When water enters the boardroom, the conversation changes. It stops being about technical fixes and starts being about resilience, continuity, and long-term viability. Capital gets allocated differently. Projects that were once considered nice-to-have suddenly become essential.

This is where operational resilience in water management becomes critical. At Rolfes Water, we have built our Total Water and Risk Management services around this reality. It is not just about treating water. It is about providing structured oversight across the full cycle, from raw intake to final discharge, so that risks get identified early and managed proactively, not reactively.

Decentralised Systems Become Standard Practice

Engineering News recently described 2026 as a defining year for water resilience in southern Africa. I think they are right. The experts they have cited warn that South Africa faces a 17% supply deficit by 2030, and large-scale infrastructure expansion simply is not going to close that gap in time.

What this means in practice is that decentralised water treatment systems are becoming the default, not the exception. If you are planning a new facility, or expanding an existing one, you are almost certainly designing for on-site treatment. Treating water at the point of use gives you control over quality, lets you reuse processed water, and reduces your dependence on networks that cannot keep up with demand.

I see this across the continent, not just in South Africa. In mining, in agri-processing, in manufacturing, the approach is the same: don’t wait for state infrastructure. Build your own water independence.

Through our integration with Solevo Group‘s pan-African distribution network, we are able to support operations beyond South Africa’s borders. The expertise, the chemistry, the engineering support travels with the operation. You are not relying on local utilities that may or may not be there when you need them.

What the Resilience Dividend Actually Looks Like

When I talk about the resilience dividend, I am not referring to an abstract benefit. I am talking about measurable outcomes that show up in your operations and your financials.

Reduced downtime because you are not vulnerable to municipal outages. Predictable operating costs because you have stabilised your water input. Improved audit outcomes because you control your own compliance. Greater investor confidence because you have de-risked a critical input.

Sites that treat water as a strategic asset absorb disruption better. They maintain output when others can’t. They grow when others stall.

Operationally, this means integrating treatment chemistry, system design, monitoring, and risk assessment into a single managed approach. Water stops being a variable cost that spikes unexpectedly. It becomes a managed input with known parameters and controlled performance.

In practical terms, you are looking at water reuse and recirculation systems that cut intake volumes, stabilise tariff exposure, and lower discharge costs. You are implementing continuous monitoring that supports compliance and protects your workforce. You are building redundancy so that a single failure does not take down the entire operation.

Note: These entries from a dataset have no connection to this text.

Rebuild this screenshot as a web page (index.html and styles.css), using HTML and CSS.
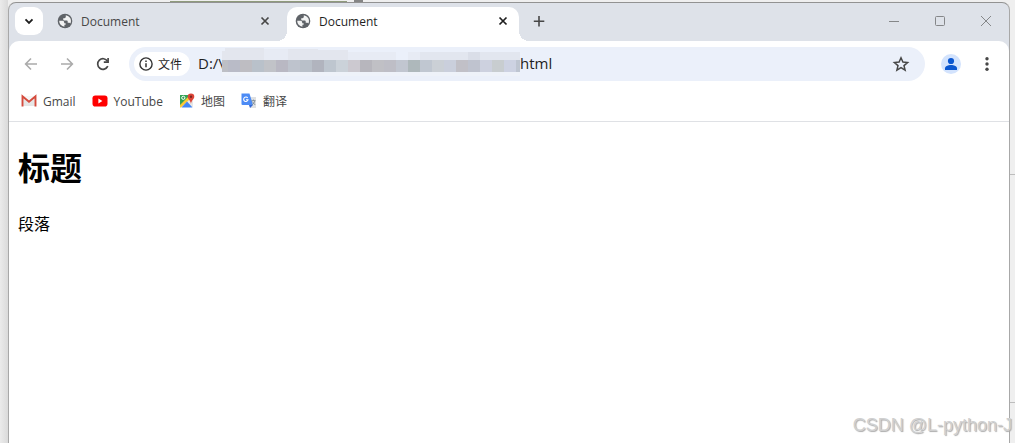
FILE: index.html
```html
<!DOCTYPE html>
<html lang="zh-CN">
<head>
<meta charset="utf-8">
<title>Document</title>
<link rel="stylesheet" href="styles.css">
</head>
<body>
<svg class="defs" aria-hidden="true">
  <symbol id="globe" viewBox="0 0 16 16">
    <circle cx="8" cy="8" r="7.3" fill="#5f6368"/>
    <path d="M8.800 2.200v1.600c0 .8-.6 1.400-1.400 1.400H6.200v1.400c0 .5.300.8.800.8h2.500c.8 0 1.200.5 1.200 1.200v1.200h1.600c.5 0 .9.200 1.100.6A5.800 5.800 0 0 0 8.800 2.200zM2.200 7.800h3.300c1 0 1.700.7 1.700 1.600v.8h1.400v1.500H7.400v2.100A5.900 5.900 0 0 1 2.200 7.800z" fill="#fff" opacity=".92"/>
  </symbol>
  <symbol id="close" viewBox="0 0 16 16"><path d="M4.500 4.500l7 7m0-7l-7 7" fill="none" stroke="currentColor" stroke-width="1.700"/></symbol>
</svg>
<div class="window">
  <header class="tabstrip">
    <button class="tab-search" aria-label="搜索标签页"><svg width="16" height="16" viewBox="0 0 16 16"><path d="M4.500 6.300L8 9.800l3.500-3.500" fill="none" stroke="#1f1f1f" stroke-width="1.900"/></svg></button>
    <div class="tab">
      <svg class="favicon"><use href="#globe"/></svg>
      <span class="tab-title">Document</span>
      <button class="tab-close" aria-label="关闭"><svg><use href="#close"/></svg></button>
    </div>
    <div class="tab active">
      <svg class="favicon"><use href="#globe"/></svg>
      <span class="tab-title">Document</span>
      <button class="tab-close" aria-label="关闭"><svg><use href="#close"/></svg></button>
    </div>
    <button class="new-tab" aria-label="新标签页"><svg width="16" height="16" viewBox="0 0 16 16"><path d="M8 3v10.500M2.800 8.200h10.500" fill="none" stroke="#474747" stroke-width="1.600"/></svg></button>
    <div class="controls">
      <button aria-label="最小化"><svg width="12" height="12" viewBox="0 0 12 12"><path d="M1 6.500h10"/></svg></button>
      <button aria-label="最大化"><svg width="12" height="12" viewBox="0 0 12 12"><rect x="1.500" y="1.500" width="9" height="9" rx="1"/></svg></button>
      <button aria-label="关闭窗口"><svg width="12" height="12" viewBox="0 0 12 12"><path d="M1 1l10 10M11 1L1 11"/></svg></button>
    </div>
  </header>
  <div class="chrome">
    <div class="toolbar">
      <button class="nav" aria-label="后退"><svg width="16" height="16" viewBox="0 0 16 16"><path d="M14 8H3M8 2.500L2.600 8 8 13.500" fill="none" stroke="#ababab" stroke-width="1.600"/></svg></button>
      <button class="nav" aria-label="前进"><svg width="16" height="16" viewBox="0 0 16 16"><path d="M2 8h11M8 2.500L13.400 8 8 13.500" fill="none" stroke="#ababab" stroke-width="1.600"/></svg></button>
      <button class="nav" aria-label="刷新"><svg width="16" height="16" viewBox="0 0 16 16"><path d="M12.800 10.200A5.300 5.300 0 1 1 12.500 5.200" fill="none" stroke="#474747" stroke-width="1.700"/><path d="M8.800 6.200h4.300V2" fill="none" stroke="#474747" stroke-width="1.700"/></svg></button>
      <div class="omnibox">
        <button class="chip"><svg width="16" height="16" viewBox="0 0 16 16"><circle cx="8" cy="8" r="6.100" fill="none" stroke="#333" stroke-width="1.400"/><path d="M8 7.200v4M8 4.600v1.500" stroke="#333" stroke-width="1.500"/></svg>文件</button>
        <input class="url" type="text" aria-label="地址" value="D:/\">
        <svg class="mosaic" width="298" height="34" viewBox="0 0 298 34" shape-rendering="crispEdges" aria-hidden="true">
          <path d="M3 1h39v12H0V4h3zM66 2h30v11H66zM96 3h30v10H96z" fill="#e3e6ee"/>
          <path d="M42 2h24v11H42zM126 5h48v8h-48zM186 5h12v8h-12z" fill="#e7ebf4"/>
          <path d="M198 5h100v8H198z" fill="#e2e6ef"/>
          <path d="M246 5h12v8h-12z" fill="#dadee8"/>
          <path d="M0 25h298v4H0z" fill="#eef2f9"/>
          <path d="M0 13h6v12H0z" fill="#bdbfc5"/><path d="M6 13h12v12H6z" fill="#b9bbc7"/>
          <path d="M18 13h12v12H18z" fill="#bebdc2"/><path d="M30 13h12v12H30z" fill="#b9c1ca"/>
          <path d="M42 13h12v12H42z" fill="#c1c3c8"/><path d="M54 13h12v12H54z" fill="#b9b8c3"/>
          <path d="M66 13h12v12H66z" fill="#bec3cd"/><path d="M78 13h12v12H78z" fill="#b9c0c9"/>
          <path d="M90 13h12v12H90z" fill="#b1b4be"/><path d="M102 13h12v12h-12z" fill="#bec6cf"/>
          <path d="M114 13h12v12h-12z" fill="#cbd2d9"/><path d="M126 13h12v12h-12z" fill="#ccc9d0"/>
          <path d="M138 13h12v12h-12z" fill="#b7b6bd"/><path d="M150 13h12v12h-12z" fill="#c0c0c5"/>
          <path d="M162 13h12v12h-12z" fill="#bebec6"/><path d="M174 13h12v12h-12z" fill="#c1c6d0"/>
          <path d="M186 13h12v12h-12z" fill="#aeb8bb"/><path d="M198 13h12v12h-12z" fill="#c0c7d1"/>
          <path d="M210 13h12v12h-12z" fill="#cbd0d6"/><path d="M222 13h12v12h-12z" fill="#cacfdc"/>
          <path d="M234 13h12v12h-12z" fill="#c1c0c7"/><path d="M246 13h12v12h-12z" fill="#bfc3cf"/>
          <path d="M258 13h12v12h-12z" fill="#cdd1df"/><path d="M270 13h12v12h-12z" fill="#c8cdd0"/>
          <path d="M282 13h12v12h-12z" fill="#cdd2e2"/><path d="M294 13h4v12h-4z" fill="#bec5d1"/>
        </svg>
        <span class="url-tail">html</span>
        <button class="star" aria-label="为此标签页添加书签"><svg width="18" height="18" viewBox="0 0 18 18"><path d="M9 2.800l1.900 4.300 4.700.4-3.600 3.100 1.100 4.600L9 12.700l-4.100 2.500L6 10.600 2.400 7.500l4.700-.4z" fill="none" stroke="#474747" stroke-width="1.500"/></svg></button>
      </div>
      <button class="avatar" aria-label="个人资料"><svg width="20" height="20" viewBox="0 0 20 20"><circle cx="10" cy="10" r="10" fill="#d3e3fd"/><circle cx="10" cy="7" r="3.100" fill="#0b57d0"/><path d="M4 16v-1.700c0-2 3-3.300 6-3.300s6 1.300 6 3.300V16z" fill="#0b57d0"/></svg></button>
      <button class="more" aria-label="更多"><svg width="16" height="16" viewBox="0 0 16 16" fill="#474747"><circle cx="8" cy="2.700" r="1.700"/><circle cx="8" cy="8" r="1.700"/><circle cx="8" cy="13.300" r="1.700"/></svg></button>
    </div>
    <nav class="bookmarks">
      <a href="#"><svg width="16" height="16" viewBox="0 0 16 16"><path d="M2 3h12v10H2z" fill="#e6e6e6"/><path d="M2 3h12L8 8.500z" fill="#f6f6f6"/><path d="M1.500 13.500V3.200L8 8.800l6.500-5.600v10.300" fill="none" stroke="#d54b3d" stroke-width="1.900"/></svg>Gmail</a>
      <a href="#"><svg width="16" height="16" viewBox="0 0 16 16"><rect x=".5" y="2.500" width="15" height="11" rx="2.800" fill="#f00"/><path d="M6.400 5.600v4.800l4-2.400z" fill="#fff"/></svg>YouTube</a>
      <a href="#"><svg width="16" height="16" viewBox="0 0 16 16"><path d="M1 2h11v12H1z" fill="#34a355"/><path d="M1 13.500L10.500 4l3.500 4v6H1z" fill="#e7e8e8"/><path d="M1 12l8-8 2 2-9 8.500H1z" fill="#fbc934"/><path d="M2.500 14.500L8 8.500l5.500 6z" fill="#4285f4"/><circle cx="4.300" cy="4.800" r="1.600" fill="none" stroke="#fff"/><path d="M12 .5a3.300 3.300 0 0 0-3.300 3.300C8.700 6.300 11.500 7 12 11c.5-4 3.300-4.700 3.300-7.200A3.300 3.300 0 0 0 12 .5z" fill="#dc4437"/><circle cx="12" cy="3.800" r="1.200" fill="#7d2720"/></svg>地图</a>
      <a href="#"><svg width="16" height="16" viewBox="0 0 16 16"><path d="M7 4h8v11H9z" fill="#dfe1e3"/><path d="M.5.500h8l3.500 11.500H1.500a1 1 0 0 1-1-1z" fill="#4c8bf5"/><path d="M8 12h4l-3 3z" fill="#3367d6"/><path d="M6.700 5A2.200 2.200 0 1 0 7 6.800H5" fill="none" stroke="#fff" stroke-width="1.100"/><path d="M10.500 7.600h4M12.500 6.600v1M13.800 7.800c-.3 2-1.500 3.300-3 4M11.200 8.500l3 3.500" fill="none" stroke="#77838c" stroke-width=".8"/></svg>翻译</a>
    </nav>
  </div>
  <main class="page">
    <h1>标题</h1>
    <p>段落</p>
  </main>
</div>
<div class="watermark">CSDN @L-python-J</div>
</body>
</html>
```
FILE: styles.css
```css
* { box-sizing: border-box; }

html, body { height: 100%; }

body {
  margin: 0;
  padding: 2px 5px 0 8px;
  overflow: hidden;
  font-family: "Open Sans", "Noto Sans CJK SC", sans-serif;
  background:
    linear-gradient(#8f9b7c, #8f9b7c) 170px 1px / 177px 1px no-repeat,
    linear-gradient(#858585, #858585) 354px 0 / 9px 2px no-repeat,
    linear-gradient(#bdbdbd, #bdbdbd) right 174px / 5px 1px no-repeat,
    linear-gradient(#bdbdbd, #bdbdbd) right 402px / 5px 1px no-repeat,
    linear-gradient(to right, #ebebeb, #dadada) 0 0 / 8px 100% no-repeat,
    #efefef;
}

.defs { position: absolute; width: 0; height: 0; }

button {
  display: flex;
  align-items: center;
  justify-content: center;
  padding: 0;
  border: 0;
  background: none;
  color: inherit;
  font: inherit;
}

svg { display: block; flex: none; }

.window {
  display: flex;
  flex-direction: column;
  height: 100%;
  border: 1px solid #a8a8a8;
  border-top-color: #929292;
  border-bottom: 0;
  border-radius: 8px 8px 0 0;
  background: #dee2e9;
  overflow: hidden;
}

.tabstrip {
  display: flex;
  height: 38px;
  padding: 4px 0 0 6px;
}

.tab-search {
  width: 28px;
  height: 28px;
  margin-right: 6px;
  border-radius: 9px;
  background: #fff;
}

.tab {
  position: relative;
  display: flex;
  align-items: center;
  flex: 0 1 232px;
  height: 34px;
  margin-right: 6px;
  padding: 0 8px 6px;
  color: #474747;
  font-size: 12px;
}

.tab.active {
  margin-right: 0;
  background: #fff;
  border-radius: 10px 10px 0 0;
  color: #1f1f1f;
}

.tab.active::before,
.tab.active::after {
  content: "";
  position: absolute;
  bottom: 0;
  width: 10px;
  height: 10px;
}

.tab.active::before {
  left: -10px;
  background: radial-gradient(circle at 0 0, transparent 10px, #fff 10px);
}

.tab.active::after {
  right: -10px;
  background: radial-gradient(circle at 100% 0, transparent 10px, #fff 10px);
}

.favicon { width: 16px; height: 16px; }
.tab-title { flex: 1; margin-left: 8px; }
.tab-close, .tab-close svg { width: 16px; height: 16px; }

.new-tab { width: 28px; height: 28px; margin-left: 6px; }

.controls { display: flex; margin-left: auto; }
.controls button { width: 46px; height: 28px; }
.controls svg { fill: none; stroke: #858789; stroke-width: 1; }

.chrome {
  border-bottom: 1px solid #dfe1e5;
  border-radius: 10px 10px 0 0;
  background: #fff;
}

.toolbar {
  display: flex;
  align-items: center;
  height: 46px;
  padding: 0 8px 0 4px;
}

.nav { width: 36px; height: 34px; }

.omnibox {
  display: flex;
  align-items: center;
  flex: 1;
  height: 34px;
  margin: 0 12px 0 8px;
  padding: 0 12px 0 5px;
  border-radius: 17px;
  background: #ebf0fa;
  color: #1f1f1f;
  font-size: 15px;
}

.chip {
  justify-content: flex-start;
  gap: 4px;
  width: 56px;
  height: 24px;
  padding-left: 4px;
  border-radius: 12px;
  background: #fff;
  font-size: 12px;
}

.url {
  width: 24px;
  margin: 0 0 0 8px;
  padding: 0 0 2px;
  border: 0;
  outline: 0;
  background: none;
  color: inherit;
  font: inherit;
}

.url-tail { padding-bottom: 2px; }

.star { width: 24px; height: 24px; margin-left: auto; }
.avatar { width: 28px; height: 28px; }
.more { width: 28px; height: 28px; margin-left: 8px; }

.bookmarks {
  display: flex;
  align-items: center;
  gap: 16px;
  height: 34px;
  padding: 0 12px 6px;
}

.bookmarks a {
  display: flex;
  align-items: center;
  gap: 6px;
  color: #474747;
  font-size: 12px;
  text-decoration: none;
}

.page {
  flex: 1;
  padding: 20px 9px;
  background: #fff;
  color: #000;
  font-family: "Noto Sans CJK SC", sans-serif;
}

.page h1 { margin: 0; font-size: 32px; line-height: 48px; }
.page p { margin: 21px 0 0; font-size: 16px; line-height: 24px; }

.watermark {
  position: absolute;
  right: 3px;
  bottom: 6px;
  color: #d0d0d0;
  font: 18px/24px "Liberation Sans", Arial, sans-serif;
  text-shadow: 1px 1px 1px #aaa;
}
```
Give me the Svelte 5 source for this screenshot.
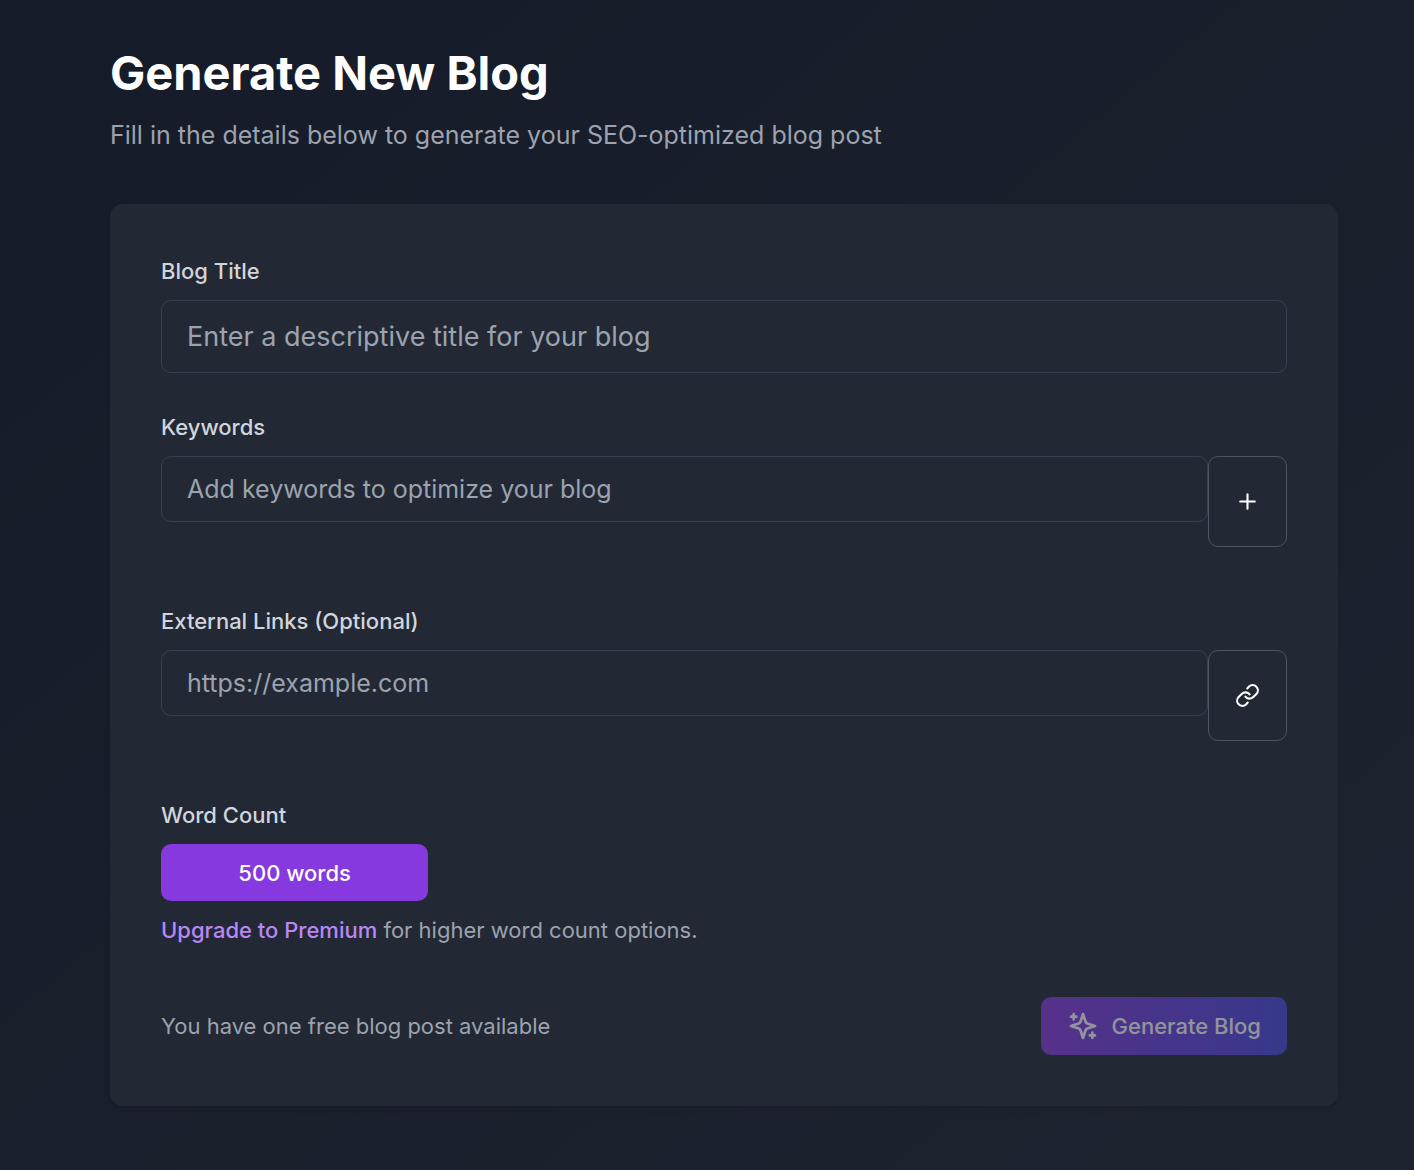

This is proactive risk management, not reactive crisis response.

ESG and Economic Fundamentals Align

There is a tendency to treat ESG as a separate consideration, something you layer on top of core operations to satisfy investors or meet reporting requirements. But when it comes to water, the environmental case and the economic case are the same thing.

Decentralised water systems are increasingly recognised within global sustainability frameworks. The United Nations Development Programme’s Sustainable Development Goal Investor Platform identifies them as a key mechanism for achieving SDG 6, which focuses on clean water and sanitation.

But beyond the sustainability angle, these systems simply make financial sense. Resource recovery from wastewater improves project economics. Reduced reliance on municipal supply limits your exposure to tariff escalation, which in South Africa has consistently outpaced inflation. For investors looking at long-term resilience, ESG-aligned water management is not a compliance exercise. It is a financial hedge.

Water as Infrastructure, Not Service

The industrial water landscape across Africa is changing, and it is not changing back.

Water is no longer something that gets delivered to you as a background service. It is infrastructure you need to own, govern, and invest in directly. It requires executive oversight, capital allocation, and strategic planning, just like energy or logistics.

Decentralised water treatment systems sit at the centre of this transition. They protect operations against infrastructure failure. They enable growth in regions where traditional supply models have already broken down. They give you the independence to scale without waiting for someone else to build the pipes.

As African industrial infrastructure continues to expand, the organisations securing their water independence now will be the ones positioned to grow over the next decade. The resilience dividend is not theoretical. It is real, it is measurable, and increasingly, it is the difference between businesses that thrive and those that stall.

If you are still relying entirely on municipal supply, the question is not whether you will face disruption. It is when, and whether you will be ready.